Узнав о намерении царевича бежать, Дубровский высказал опасение: «Я чаю де, отец Аврама, дядю твоего, распытает». Царевич возразил: «За что, когда он не ведает? Когда уже подлинно будете известны, что я отлучился, в то время можешь и Аврааму сказать, будет хочешь; а ныне не сказывай никому». «А сказывал или нет, того не ведаю».
Припомнил также царевич совет Семена Нарышкина во время их встречи между Мемелем и Кенигсбергом: «Напрасно де ты едешь, мог де бы ты побыть там и долго; мы де верные тебе о том думали, и Кикин де тебе писал».
На этот раз царевич решил выдать и свою тетку, царевну Марью Алексеевну, сообщив об уже известной нам беседе, состоявшейся между ними близ Либавы: помимо прочего, царевна вынудила Алексея передать 300 или 500 рублей для матери (сколько точно, он не помнил), а также написать ей письмо.
Царевич дал новые показания против Кикина и Ивана Афанасьева.

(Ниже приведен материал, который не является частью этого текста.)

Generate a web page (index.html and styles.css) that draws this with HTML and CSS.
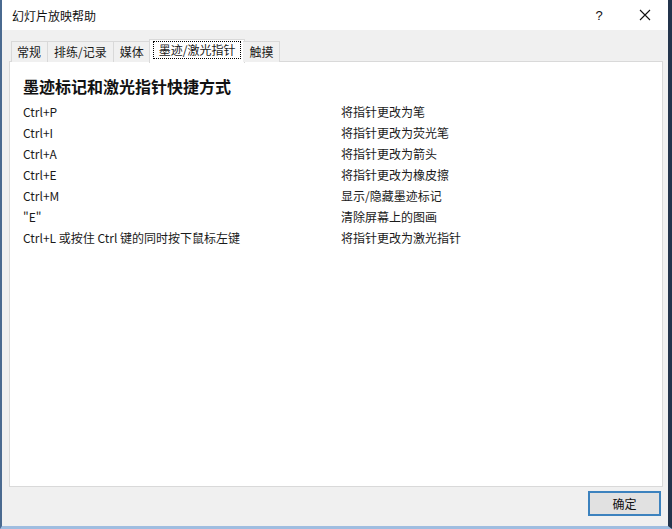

Прозвучало и имя его прежнего духовника Якова Игнатьева: оказывается, еще лет одиннадцать или двенадцать назад он показывал царевичу письма его матери и давал их читать; по его же совету царевич писал доброжелательные письма своему дяде Авраму Лопухину. «Еще же вдова Марья Соловцова, — вспоминал царевич, — в Питербурх привезла мне от матери же молитвенник, книжку да две чашечки, чем водку пьют, четки, платок, без всякого письма и словесного приказу… Оная вдова своячина Никифора Вяземского, жены его родная сестра, а мне кума».
После того как царевич дал ответы на вопросные пункты, Тайная канцелярия оставила его в покое на три месяца. По свидетельству голландского резидента де Би, «его высочество находится под строгим караулом вблизи покоев царя и редко появляется при дворе. Говорят, что умственные способности его не в порядке».
Неизвестно, кому принадлежит коварный план ведения следствия над царевичем — царю или Толстому. Скорее всего, Толстому. План этот состоял в том, что интенсивные допросы царевича возобновились лишь в мае 1718 года, когда розыск был переведен в Петербург. В течение же трех месяцев, с февраля по апрель, Тайная канцелярия была целиком поглощена розыском других лиц, сообщавших компрометирующие сведения о царевиче. Их показания убеждали царя в том, что сын его многое утаил.